What the task requires: Your answer should consist only of the lines below from the one with "Output the component" through the one with "const [tab, setTab]", copied exactly.
[Start]
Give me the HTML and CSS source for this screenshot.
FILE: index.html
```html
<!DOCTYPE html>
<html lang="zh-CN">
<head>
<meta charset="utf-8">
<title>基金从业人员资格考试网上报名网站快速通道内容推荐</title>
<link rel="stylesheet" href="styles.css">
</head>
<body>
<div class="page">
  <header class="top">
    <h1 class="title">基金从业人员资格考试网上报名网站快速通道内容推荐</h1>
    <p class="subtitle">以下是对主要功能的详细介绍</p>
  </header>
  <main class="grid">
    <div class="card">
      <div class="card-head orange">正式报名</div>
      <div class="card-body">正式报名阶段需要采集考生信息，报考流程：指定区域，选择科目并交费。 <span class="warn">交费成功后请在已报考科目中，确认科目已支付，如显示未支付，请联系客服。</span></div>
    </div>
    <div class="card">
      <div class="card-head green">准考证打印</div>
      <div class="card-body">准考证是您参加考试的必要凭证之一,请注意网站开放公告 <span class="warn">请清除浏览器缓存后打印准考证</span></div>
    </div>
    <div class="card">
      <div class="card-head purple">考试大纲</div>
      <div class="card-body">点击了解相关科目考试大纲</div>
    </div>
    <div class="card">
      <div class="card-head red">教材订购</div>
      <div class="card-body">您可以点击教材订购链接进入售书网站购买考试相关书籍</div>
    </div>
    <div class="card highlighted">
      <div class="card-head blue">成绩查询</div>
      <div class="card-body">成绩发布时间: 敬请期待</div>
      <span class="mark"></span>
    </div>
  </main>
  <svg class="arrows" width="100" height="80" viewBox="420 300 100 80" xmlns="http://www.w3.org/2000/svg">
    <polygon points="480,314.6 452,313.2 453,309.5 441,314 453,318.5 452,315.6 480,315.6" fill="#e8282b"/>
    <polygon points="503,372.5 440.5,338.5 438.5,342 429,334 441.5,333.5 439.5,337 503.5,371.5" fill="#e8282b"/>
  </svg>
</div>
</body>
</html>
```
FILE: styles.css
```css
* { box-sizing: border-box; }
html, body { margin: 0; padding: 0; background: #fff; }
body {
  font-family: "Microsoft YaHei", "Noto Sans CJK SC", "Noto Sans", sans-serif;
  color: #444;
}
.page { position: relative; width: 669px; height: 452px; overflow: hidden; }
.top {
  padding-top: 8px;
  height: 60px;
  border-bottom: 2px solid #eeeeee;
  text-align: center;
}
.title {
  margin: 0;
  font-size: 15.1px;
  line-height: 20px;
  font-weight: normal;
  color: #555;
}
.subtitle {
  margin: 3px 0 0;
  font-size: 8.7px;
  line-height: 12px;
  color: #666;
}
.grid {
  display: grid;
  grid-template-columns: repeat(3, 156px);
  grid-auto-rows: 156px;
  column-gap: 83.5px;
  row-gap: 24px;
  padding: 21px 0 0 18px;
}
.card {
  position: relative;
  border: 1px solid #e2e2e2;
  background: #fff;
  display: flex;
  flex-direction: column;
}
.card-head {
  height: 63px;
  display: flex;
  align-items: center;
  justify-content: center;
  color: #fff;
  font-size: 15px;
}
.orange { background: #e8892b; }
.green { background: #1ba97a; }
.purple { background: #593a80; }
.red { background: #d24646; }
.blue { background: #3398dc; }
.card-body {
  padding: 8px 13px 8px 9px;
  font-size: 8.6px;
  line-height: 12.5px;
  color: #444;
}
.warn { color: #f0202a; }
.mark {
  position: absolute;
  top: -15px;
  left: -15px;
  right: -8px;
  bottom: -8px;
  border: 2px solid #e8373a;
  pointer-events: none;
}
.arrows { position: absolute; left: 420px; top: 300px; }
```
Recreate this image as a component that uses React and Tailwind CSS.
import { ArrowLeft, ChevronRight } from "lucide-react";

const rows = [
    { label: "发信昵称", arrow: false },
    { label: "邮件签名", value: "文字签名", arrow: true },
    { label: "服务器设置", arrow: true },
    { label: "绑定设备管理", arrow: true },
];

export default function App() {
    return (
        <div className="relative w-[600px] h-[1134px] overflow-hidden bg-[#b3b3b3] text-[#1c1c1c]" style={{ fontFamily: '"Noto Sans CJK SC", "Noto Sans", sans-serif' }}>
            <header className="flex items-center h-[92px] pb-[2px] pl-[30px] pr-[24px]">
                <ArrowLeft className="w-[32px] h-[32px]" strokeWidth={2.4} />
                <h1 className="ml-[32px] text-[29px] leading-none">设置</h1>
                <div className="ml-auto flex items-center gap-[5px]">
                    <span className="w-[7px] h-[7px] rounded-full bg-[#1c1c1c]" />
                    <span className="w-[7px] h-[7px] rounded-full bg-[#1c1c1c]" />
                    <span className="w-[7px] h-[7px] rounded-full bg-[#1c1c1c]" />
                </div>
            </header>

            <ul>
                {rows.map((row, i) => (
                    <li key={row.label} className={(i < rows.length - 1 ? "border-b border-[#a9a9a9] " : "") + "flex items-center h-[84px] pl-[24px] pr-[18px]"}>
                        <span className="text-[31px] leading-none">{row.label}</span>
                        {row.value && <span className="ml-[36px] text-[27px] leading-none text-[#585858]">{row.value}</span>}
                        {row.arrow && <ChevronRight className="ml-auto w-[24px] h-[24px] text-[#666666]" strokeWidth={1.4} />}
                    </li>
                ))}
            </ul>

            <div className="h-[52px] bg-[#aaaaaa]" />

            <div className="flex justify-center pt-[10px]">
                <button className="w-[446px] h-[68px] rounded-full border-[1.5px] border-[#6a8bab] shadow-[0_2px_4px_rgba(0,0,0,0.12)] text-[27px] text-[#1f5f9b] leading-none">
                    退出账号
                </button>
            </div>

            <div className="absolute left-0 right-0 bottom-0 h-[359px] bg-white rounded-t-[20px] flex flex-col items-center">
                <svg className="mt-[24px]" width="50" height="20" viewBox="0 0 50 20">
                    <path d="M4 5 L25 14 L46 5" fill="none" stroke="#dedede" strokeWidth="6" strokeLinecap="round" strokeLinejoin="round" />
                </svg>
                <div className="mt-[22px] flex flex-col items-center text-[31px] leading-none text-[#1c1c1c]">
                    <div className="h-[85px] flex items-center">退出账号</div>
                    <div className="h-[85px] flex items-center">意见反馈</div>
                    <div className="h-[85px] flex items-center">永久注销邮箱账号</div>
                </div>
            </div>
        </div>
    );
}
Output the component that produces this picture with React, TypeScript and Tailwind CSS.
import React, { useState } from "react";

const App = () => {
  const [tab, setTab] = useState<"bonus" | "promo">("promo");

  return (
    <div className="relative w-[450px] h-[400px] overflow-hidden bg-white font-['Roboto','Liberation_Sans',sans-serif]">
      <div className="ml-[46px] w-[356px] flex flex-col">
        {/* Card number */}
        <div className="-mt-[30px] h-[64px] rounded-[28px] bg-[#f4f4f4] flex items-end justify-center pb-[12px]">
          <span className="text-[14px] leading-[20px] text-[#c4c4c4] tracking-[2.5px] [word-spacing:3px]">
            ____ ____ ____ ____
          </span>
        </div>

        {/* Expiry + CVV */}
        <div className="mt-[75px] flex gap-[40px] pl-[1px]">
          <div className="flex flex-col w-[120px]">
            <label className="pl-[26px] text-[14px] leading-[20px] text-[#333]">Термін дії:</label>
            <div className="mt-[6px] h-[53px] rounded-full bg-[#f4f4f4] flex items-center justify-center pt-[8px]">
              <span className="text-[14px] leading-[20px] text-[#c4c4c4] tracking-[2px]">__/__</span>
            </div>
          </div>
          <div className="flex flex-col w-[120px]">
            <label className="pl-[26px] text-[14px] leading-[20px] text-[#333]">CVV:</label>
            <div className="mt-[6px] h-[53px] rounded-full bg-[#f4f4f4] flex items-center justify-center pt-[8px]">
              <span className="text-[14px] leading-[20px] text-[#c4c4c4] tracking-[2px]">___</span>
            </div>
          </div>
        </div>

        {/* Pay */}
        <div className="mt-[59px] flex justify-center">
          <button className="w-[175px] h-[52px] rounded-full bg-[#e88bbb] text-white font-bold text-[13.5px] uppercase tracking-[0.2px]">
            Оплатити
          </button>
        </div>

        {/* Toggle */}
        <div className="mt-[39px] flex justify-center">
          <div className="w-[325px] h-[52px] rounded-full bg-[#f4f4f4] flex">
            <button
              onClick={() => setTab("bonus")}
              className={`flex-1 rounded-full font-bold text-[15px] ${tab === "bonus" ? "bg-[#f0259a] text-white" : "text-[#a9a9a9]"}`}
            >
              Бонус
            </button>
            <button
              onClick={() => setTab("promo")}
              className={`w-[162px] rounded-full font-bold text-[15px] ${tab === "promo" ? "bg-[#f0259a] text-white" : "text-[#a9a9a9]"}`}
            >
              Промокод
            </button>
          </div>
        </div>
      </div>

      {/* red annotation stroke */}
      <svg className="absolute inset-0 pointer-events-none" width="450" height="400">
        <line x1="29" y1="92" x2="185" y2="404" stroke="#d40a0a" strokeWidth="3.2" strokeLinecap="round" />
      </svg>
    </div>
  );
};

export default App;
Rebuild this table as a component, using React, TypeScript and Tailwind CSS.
[End]
Task output:
Output the component that produces this picture with React, TypeScript and Tailwind CSS.
import React, { useState } from "react";

const App = () => {
  const [tab, setTab] = useState<"bonus" | "promo">("promo");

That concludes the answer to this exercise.